Plasma electrolytic oxidation (PEO)

Plasma electrolytic oxidation (PEO) is a wet-chemical surface treatment process for creating ceramic protective and functional layers on metallic surfaces. The component to be treated undergoes strong anodic polarisation within an aqueous electrolyte, which leads to the formation of an electrically insulating reaction layer on the metal surface and a gas/vapour zone surrounding the component geometry. Its interface to the bulk electrolyte becomes the starting point for plasma-electrolytic discharge phenomena, which strike from the electrolyte into the substrate and leave oxidised focal spots there. As the process continues, oxide formation and melting and remelting processes result in the formation of a ceramic layer whose technological properties can be varied within wide limits.
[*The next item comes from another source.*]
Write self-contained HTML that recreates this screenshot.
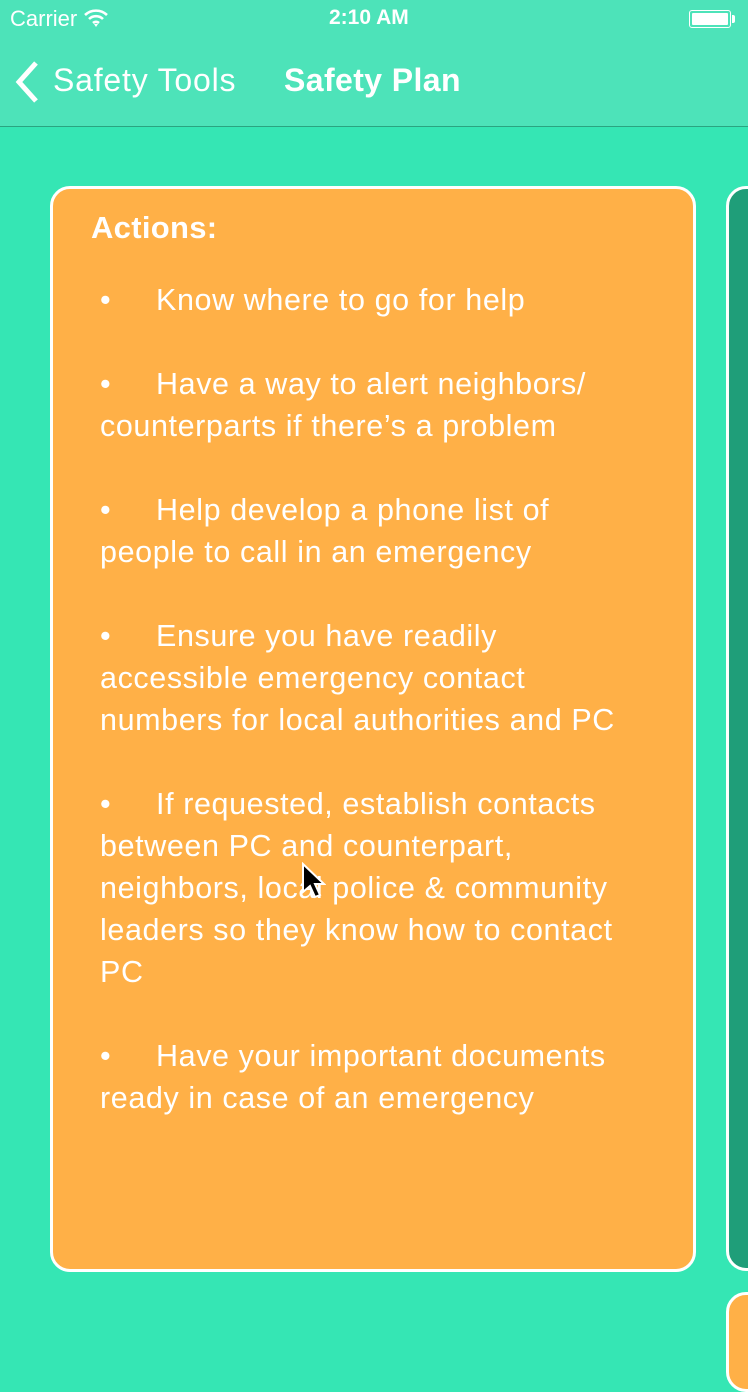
<!DOCTYPE html>
<html><head><meta charset="utf-8"><style>
*{margin:0;padding:0;box-sizing:border-box}
body{width:748px;height:1332px;overflow:hidden;background:#35e6b4;font-family:"Liberation Sans",sans-serif;color:#fff;position:relative}
.nav{position:absolute;left:0;top:0;width:748px;height:127px;background:#4de3b9;border-bottom:1px solid #2aa581}
.st{position:absolute;top:6px;font-size:22px}
.card{position:absolute;left:50px;top:186px;width:646px;height:1086px;background:#ffb047;border:3px solid #fff;border-radius:20px}
.card2{position:absolute;left:726px;top:186px;width:60px;height:1085px;background:#1f9e79;border:3px solid #fff;border-radius:20px}
.card3{position:absolute;left:726px;top:1292px;width:60px;height:100px;background:#ffb047;border:3px solid #fff;border-radius:20px}
h1{position:absolute;left:38px;top:21px;font-size:31px;font-weight:bold;letter-spacing:0.3px}
.list{position:absolute;left:47px;top:90px;width:600px;font-size:30.5px;line-height:42px;letter-spacing:0.6px;white-space:nowrap}
.list p{margin-bottom:42px}
.b{display:inline-block;width:56px}
</style></head><body>
<div class="nav">
<div class="st" style="left:10px">Carrier
<svg width="26" height="20" viewBox="0 0 26 20" style="vertical-align:-2px"><path d="M2 7a16 16 0 0 1 22 0M6 11a10 10 0 0 1 14 0M10 15a4.5 4.5 0 0 1 6 0" stroke="#fff" stroke-width="2.6" fill="none"/><path d="M11 16l2 3 2-3z" fill="#fff"/></svg></div>
<div class="st" style="left:329px;font-weight:bold;font-size:21px">2:10 AM</div>
<div style="position:absolute;left:689px;top:10px;width:42px;height:18px;border:1.5px solid #fff;border-radius:3px;padding:2px"><div style="background:#fff;width:100%;height:100%;border-radius:1px"></div></div>
<div style="position:absolute;left:732px;top:15px;width:3px;height:8px;background:#fff;border-radius:0 2px 2px 0"></div>
<svg style="position:absolute;left:12px;top:60px" width="30" height="44" viewBox="0 0 30 44"><path d="M24 3L7 22l17 19" stroke="#fff" stroke-width="5" fill="none"/></svg>
<div style="position:absolute;left:53px;top:62px;font-size:32px;letter-spacing:0.8px">Safety Tools</div>
<div style="position:absolute;left:284px;top:62px;font-size:32px;font-weight:bold;letter-spacing:0.4px">Safety Plan</div>
</div>
<div class="card">
<h1>Actions:</h1>
<div class="list">
<p><span class="b">&bull;</span>Know where to go for help</p>
<p><span class="b">&bull;</span>Have a way to alert neighbors/<br>counterparts if there’s a problem</p>
<p><span class="b">&bull;</span>Help develop a phone list of<br>people to call in an emergency</p>
<p><span class="b">&bull;</span>Ensure you have readily<br>accessible emergency contact<br>numbers for local authorities and PC</p>
<p><span class="b">&bull;</span>If requested, establish contacts<br>between PC and counterpart,<br>neighbors, local police &amp; community<br>leaders so they know how to contact<br>PC</p>
<p><span class="b">&bull;</span>Have your important documents<br>ready in case of an emergency</p>
</div>
</div>
<div class="card2"></div>
<div class="card3"></div>
<svg style="position:absolute;left:300px;top:862px" width="26" height="38" viewBox="0 0 26 38"><path d="M3 2v28l7-6 5 11 5-2-5-11h9z" fill="#000" stroke="#fff" stroke-width="2"/></svg>
</body></html>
In order to prevent the transition from short-lived, layer-forming spark discharges to long-lived, layer-destroying arc discharges, pulsating or alternating electrical regimes are generally used. Depending on whether the layer is formed by substrate conversion or the targeted incorporation of electrolyte components, the layer composition is dominated by intrinsic compounds of the substrate metal or oxidised electrolyte species. Varying the substrate material, electrical regime and electrolyte composition results in an immense variety of parameters, which is further enhanced by interactions with the device-specific rectifier control behaviour. [1]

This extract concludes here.